Representation theory and simultaneous block diagonalization of matrices with common symmetries Group representation theory has applications in a lot of areas and problems in mathematics, one of such an example is the finest simultaneous block diagonalization of the set of matrices with common symmetries. According to Page 7 of this paper, let $\{T(g)\}$ be an orthogonal matrix representation of a group $G$, if a set of matrices $\{A_p\}$ all share the symmetry described by $G$, that is,
$T(g)^\intercal A_p T(g) = A_p, \ \forall g\in G \ \text{and} \ \forall p,$
then a simultaneous block diagonalization of $A_p$ can be obtained through the decomposition of the representation $\{T(g)\}$ into irreducible representations. In particular, if $\{P^\intercal T(g) P\}$ is the direct sum of irreducible representations with dimensions $n_i$ and multiplicities $m_i$, then each element in $\{P^\intercal A_p P\}$ has a common block structure as the direct sum of blocks of dimensions $m_i$ and multiplicities $n_i$. 
Can anyone point me to references/theorems in group representation theory from which this claim is based? Thanks!
 A: [I am sure that there is a slicker way of serving this up, and will happily delete this when it emerges. This is just the old-fashioned matrix way of looking at things.]
Suppose $T$ is a representation of the finite groups $G$ on the finite-dimensional space $V$. That is the same as saying that $V$ is a $\mathbb{C}G$-module. By Mashke's Theorem we can write $V=V_1\oplus\dots\oplus V_m$ where the $V_i$ are irreducibles. Let $\alpha:V\to V$ commute with all the $T(g)$.
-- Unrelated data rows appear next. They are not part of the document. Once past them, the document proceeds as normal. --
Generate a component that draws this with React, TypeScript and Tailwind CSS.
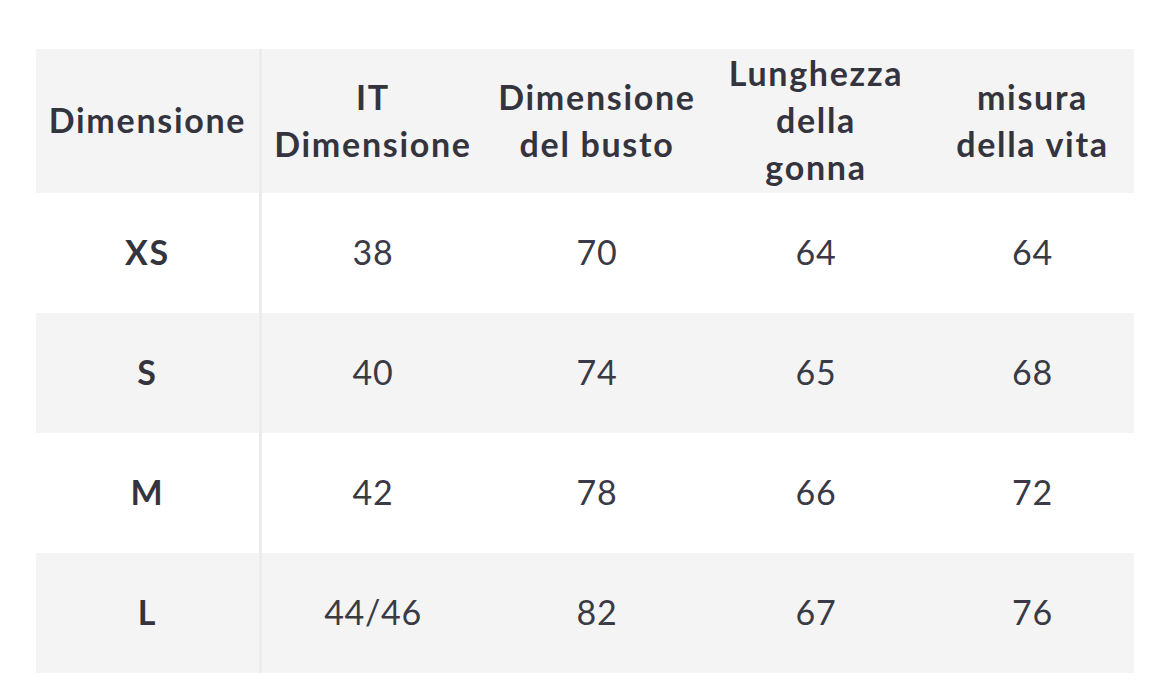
const header = [
  ['Dimensione'],
  ['IT', 'Dimensione'],
  ['Dimensione', 'del busto'],
  ['Lunghezza', 'della', 'gonna'],
  ['misura', 'della vita'],
]

const rows = [
  ['XS', '38', '70', '64', '64'],
  ['S', '40', '74', '65', '68'],
  ['M', '42', '78', '66', '72'],
  ['L', '44/46', '82', '67', '76'],
]

const cols = 'grid grid-cols-[223px_3px_222px_226px_212px_212px]'

export default function App() {
  return (
    <div
      className="h-[686px] w-[1170px] bg-white pt-[49px] pl-[36px] text-[#34343f]"
      style={{ fontFamily: 'Lato, "Noto Sans", sans-serif' }}
    >
      <div className="w-[1098px]">
        <div className={`${cols} h-[144px] bg-[#f4f4f4]`}>
          {header.map((lines, i) => (
            <>
              {i === 1 && <div key="sep" className="bg-[#ebebeb]" />}
              <div
                key={i}
                className={`-mt-[3px] flex flex-col items-center justify-center whitespace-nowrap text-center text-[34px] leading-[47px] font-bold tracking-[0.05em] ${i === 4 ? 'pl-[9px]' : ''}`}
              >
                {lines.map((l) => (
                  <span key={l}>{l}</span>
                ))}
              </div>
            </>
          ))}
        </div>
        {rows.map((r, ri) => (
          <div
            key={ri}
            className={`${cols} h-[120px] ${ri % 2 === 1 ? 'bg-[#f4f4f4]' : 'bg-white'}`}
          >
            {r.map((c, ci) => (
              <>
                {ci === 1 && <div key="sep" className="bg-[#ebebeb]" />}
                <div
                  key={ci}
                  className={`-mt-[3px] flex items-center justify-center text-[34px] ${ci === 0 ? 'font-bold tracking-[0.05em]' : 'font-normal tracking-[0.02em] text-[#3a3a46]'} ${ci === 4 ? 'pl-[9px]' : ''}`}
                >
                  {c}
                </div>
              </>
            ))}
          </div>
        ))}
      </div>
    </div>
  )
}
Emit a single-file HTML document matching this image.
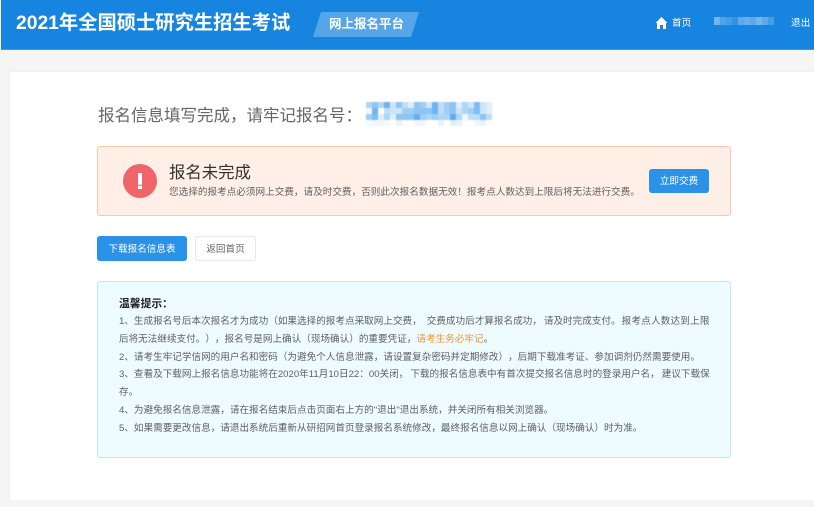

Choose a basis of $V$ compatible with this decomposition. Then in terms of block matrices we have that 
$$
T(g)=\left[\begin{matrix}
T_1(g) & 0 & \dots &0\\
0    &T_2(g) &\dots& 0\\
0   & 0 & \ddots & 0\\
0 & 0& \dots &T_m(g)\\
\end{matrix}
\right],
\ \ \ 
A=\left[\begin{matrix}
A_{11} & A_{12} & \dots &A_{1m}\\
A_{21} & A_{22} & \dots &A_{2m}\\
\vdots &\vdots& \ddots & \vdots\\
A_{m1} & A_{m2}& \dots &A_{mm}\\
\end{matrix}
\right].
$$
The hypothesis of commutativity now gives $T_{r}(g)A_{rs}=A_{rs}T_{s}(g)$. As the $V_i$ are irreducible, Schur's Lemma yields that $A_{rs}=O$ whenever $V_r$ and $V_s$ are not isomorphic, and $A_{rs}=\lambda_{rs} I$ ($\lambda_{rs}\in\mathbb{C}$) when they are isomorphic.
If we now group the $V_i$ into "clumps" of isomorphic modules, we have that both $T(g)$ and $A$ are in diagonal block form; both havezeros where the row and column correspond to non-isomorphic modules.
That means that we need only  consider the case when $V=V_1\oplus\dots\oplus V_m$ is the direct sum of isomorphic irreducibles. What we have proved in this case is that $A=\Lambda \otimes I_n$, where $n$ is the vector space dimension of $V_1$, and $\Lambda$ is the $m\times m$ matrix of the $\lambda_{rs}$.